--- Data block ---

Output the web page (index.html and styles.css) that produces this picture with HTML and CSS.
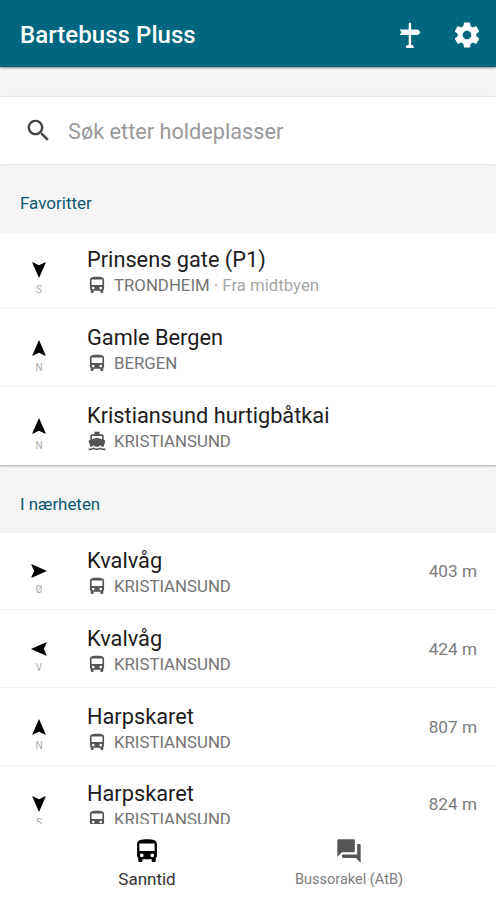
FILE: index.html
```html
<!DOCTYPE html>
<html lang="no">
<head>
<meta charset="utf-8">
<title>Bartebuss Pluss</title>
<link rel="stylesheet" href="styles.css">
</head>
<body>
<svg class="defs" aria-hidden="true">
  <symbol id="bus" viewBox="0 0 24 24"><path d="M3.500 16c0 .88.39 1.670 1 2.220V20.500c0 .55.45 1 1 1H7c.55 0 1-.45 1-1V19h8v1.500c0 .55.45 1 1 1h1.500c.55 0 1-.45 1-1v-2.280c.61-.55 1-1.340 1-2.220V6c0-3.500-3.800-4-8.500-4s-8.500.5-8.500 4zM7.500 17.300a1.600 1.600 0 1 1 0-3.200 1.600 1.600 0 0 1 0 3.200zm9 0a1.600 1.600 0 1 1 0-3.200 1.600 1.600 0 0 1 0 3.200zM18.500 12h-13V5.500h13z"/></symbol>
  <symbol id="boat" viewBox="0 0 24 24"><path d="M20 21c-1.390 0-2.780-.47-4-1.320-2.440 1.710-5.560 1.710-8 0C6.780 20.530 5.390 21 4 21H2v2h2c1.380 0 2.740-.35 4-.99 2.520 1.290 5.480 1.290 8 0 1.260.65 2.620.99 4 .99h2v-2h-2zM3.950 19H4c1.600 0 3.020-.88 4-2 .98 1.120 2.400 2 4 2s3.020-.88 4-2c.98 1.120 2.400 2 4 2h.05l1.890-6.680c.08-.26.06-.54-.06-.78s-.34-.42-.6-.5L20 10.620V6c0-1.100-.9-2-2-2h-3V1H9v3H6c-1.100 0-2 .9-2 2v4.620l-1.290.42c-.26.08-.48.26-.6.5s-.15.52-.06.78L3.950 19zM6 6h12v3.970L12 8 6 9.970V6z"/></symbol>
  <symbol id="arrow" viewBox="0 0 16 16"><path d="M8 0L1.300 15.200 1.700 15.700 8 12.800 14.300 15.700 14.700 15.200z"/></symbol>
</svg>
<div class="app">
  <header class="topbar">
    <h1>Bartebuss Pluss</h1>
    <svg class="sign" viewBox="0 0 22 26"><path d="M9.700 1.500Q10.900-.5 12.100 1.500V7.500H19l2.500 2.700L19 13h-6.900V23h1.700l1 1.500V26H7v-1.500L8 23h1.700V13H.8l1.500-2.800L.8 7.500h8.900z"/></svg>
    <svg class="gear" viewBox="0 0 24 24"><path d="M19.430 12.980c.04-.32.07-.64.07-.98s-.03-.66-.07-.98l2.110-1.650c.19-.15.24-.42.12-.64l-2-3.460c-.12-.22-.39-.3-.61-.22l-2.490 1c-.52-.4-1.080-.73-1.690-.98l-.38-2.650C14.460 2.180 14.250 2 14 2h-4c-.25 0-.46.18-.49.42l-.38 2.650c-.61.25-1.170.59-1.690.98l-2.490-1c-.23-.09-.49 0-.61.22l-2 3.460c-.13.22-.07.49.12.64l2.110 1.650c-.04.32-.07.65-.07.98s.03.66.07.98l-2.110 1.650c-.19.15-.24.42-.12.64l2 3.460c.12.22.39.3.61.22l2.490-1c.52.4 1.080.73 1.690.98l.38 2.650c.03.24.24.42.49.42h4c.25 0 .46-.18.49-.42l.38-2.650c.61-.25 1.170-.59 1.690-.98l2.490 1c.23.09.49 0 .61-.22l2-3.460c.12-.22.07-.49-.12-.64l-2.110-1.650zM12 15.500c-1.930 0-3.500-1.570-3.500-3.500s1.570-3.500 3.500-3.500 3.500 1.570 3.500 3.500-1.570 3.500-3.500 3.500z"/></svg>
  </header>
  <div class="search">
    <svg viewBox="0 0 24 24"><path d="M15.500 14h-.79l-.28-.27C15.410 12.590 16 11.110 16 9.500 16 5.910 13.090 3 9.500 3S3 5.910 3 9.500 5.910 16 9.500 16c1.610 0 3.090-.59 4.230-1.570l.27.28v.79l5 4.990L20.490 19l-4.990-5zm-6 0C7.010 14 5 11.990 5 9.500S7.010 5 9.500 5 14 7.010 14 9.500 11.990 14 9.500 14z"/></svg>
    <span>Søk etter holdeplasser</span>
  </div>
  <h2>Favoritter</h2>
  <ul class="list favorites">
    <li><div class="dir"><svg class="south"><use href="#arrow"/></svg><small>S</small></div>
      <div class="stop"><b>Prinsens gate (P1)</b><p><svg><use href="#bus"/></svg><span>TRONDHEIM <i>· Fra midtbyen</i></span></p></div></li>
    <li><div class="dir"><svg><use href="#arrow"/></svg><small>N</small></div>
      <div class="stop"><b>Gamle Bergen</b><p><svg><use href="#bus"/></svg><span>BERGEN</span></p></div></li>
    <li><div class="dir"><svg><use href="#arrow"/></svg><small>N</small></div>
      <div class="stop"><b>Kristiansund hurtigbåtkai</b><p><svg><use href="#boat"/></svg><span>KRISTIANSUND</span></p></div></li>
  </ul>
  <h2 class="near">I nærheten</h2>
  <ul class="list nearby">
    <li><div class="dir"><svg class="east"><use href="#arrow"/></svg><small>Ø</small></div>
      <div class="stop"><b>Kvalvåg</b><p><svg><use href="#bus"/></svg><span>KRISTIANSUND</span></p></div><em>403 m</em></li>
    <li><div class="dir"><svg class="west"><use href="#arrow"/></svg><small>V</small></div>
      <div class="stop"><b>Kvalvåg</b><p><svg><use href="#bus"/></svg><span>KRISTIANSUND</span></p></div><em>424 m</em></li>
    <li><div class="dir"><svg><use href="#arrow"/></svg><small>N</small></div>
      <div class="stop"><b>Harpskaret</b><p><svg><use href="#bus"/></svg><span>KRISTIANSUND</span></p></div><em>807 m</em></li>
    <li><div class="dir"><svg class="south"><use href="#arrow"/></svg><small>S</small></div>
      <div class="stop"><b>Harpskaret</b><p><svg><use href="#bus"/></svg><span>KRISTIANSUND</span></p></div><em>824 m</em></li>
  </ul>
  <nav>
    <a class="active"><svg viewBox="0 0 24 24"><use href="#bus"/></svg><span>Sanntid</span></a>
    <a><svg viewBox="0 0 24 24"><path d="M21 6h-2v9H6v2c0 .55.45 1 1 1h11l4 4V7c0-.55-.45-1-1-1zm-4 6V3c0-.55-.45-1-1-1H3c-.55 0-1 .45-1 1v14l4-4h10c.55 0 1-.45 1-1z"/></svg><span>Bussorakel (AtB)</span></a>
  </nav>
</div>
</body>
</html>
```
FILE: styles.css
```css
* { box-sizing: border-box; margin: 0; padding: 0; }
body { font-family: Roboto, "Liberation Sans", sans-serif; background: #f4f4f4; color: #1c1c1c; }
svg { display: block; flex: none; fill: currentColor; }
.defs { display: none; }
.app { height: 900px; display: flex; flex-direction: column; overflow: hidden; }

.topbar { height: 67px; flex: none; display: flex; align-items: center; padding: 3px 14px 0 20px; background: #00677f; color: #fff; box-shadow: 0 1px 2px rgba(0, 0, 0, .45); }
.topbar h1 { flex: 1; font-size: 24px; font-weight: 500; line-height: 30px; letter-spacing: .05px; }
.sign { width: 22px; height: 26px; margin-right: 31px; }
.gear { width: 30px; height: 30px; }

.search { height: 67px; flex: none; margin-top: 30px; display: flex; align-items: center; padding: 2px 24px 0; background: #fff; box-shadow: 0 0 2px rgba(0, 0, 0, .16); }
.search svg { width: 29px; height: 29px; margin-bottom: 2px; color: #444; }
.search span { margin-left: 15px; font-size: 21.700px; color: #999; }

h2 { height: 69px; flex: none; padding: 10px 20px 0; font-size: 17px; font-weight: 400; line-height: 59px; color: #0b5873; }
h2.near { height: 68px; font-size: 16.900px; }

.list { list-style: none; background: #fff; }
.favorites { height: 232px; flex: none; box-shadow: 0 1px 2px rgba(0, 0, 0, .3); }
.nearby { flex: 1; min-height: 0; overflow: hidden; }
.list li { height: 77.8px; display: flex; padding: 0 19px 0 0; background: linear-gradient(#f4f4f4, #f4f4f4) 0 75px / 100% 1px no-repeat; }
.nearby li { background-position-y: 76px; }
.list li:last-child { background: none; }
.dir { width: 78px; margin-right: 9px; padding-top: 29px; display: flex; flex-direction: column; align-items: center; color: #000; }
.dir svg { width: 16px; height: 16px; }
.dir small { margin-top: 6px; font-size: 10px; line-height: 12px; color: #aaa; }
.nearby .dir { padding-top: 30px; }
.nearby .dir small { margin-top: 5px; }
.south { transform: rotate(180deg); }
.east { transform: rotate(90deg); }
.west { transform: rotate(-90deg); }
.stop { flex: 1; padding-top: 13.400px; }
.nearby .stop { padding-top: 14px; }
.stop b { display: block; font-size: 21.750px; font-weight: 400; line-height: 28px; }
.stop p { display: flex; align-items: center; height: 22px; font-size: 16.800px; color: #747474; }
.stop p svg { width: 20px; height: 20px; color: #555; }
.stop p span { margin-left: 7px; }
.stop i { font-style: normal; color: #a6a6a6; }
.list em { font-style: normal; font-size: 17.200px; line-height: 77px; color: #7b7b7b; }

nav { height: 76px; flex: none; display: flex; padding: 0 46px; background: #fff; }
nav a { flex: 1; display: flex; flex-direction: column; align-items: center; padding-top: 13px; color: #555; }
nav svg { width: 28px; height: 28px; }
nav span { margin-top: 5px; font-size: 14.500px; line-height: 20px; color: #7c7c7c; }
nav .active { color: #000; }
nav .active span { font-size: 17px; line-height: 19px; color: #333; }
```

---

Challenge -> Find each line holding "index". Copy it out.

Response ->
Output the web page (index.html and styles.css) that produces this picture with HTML and CSS.
FILE: index.html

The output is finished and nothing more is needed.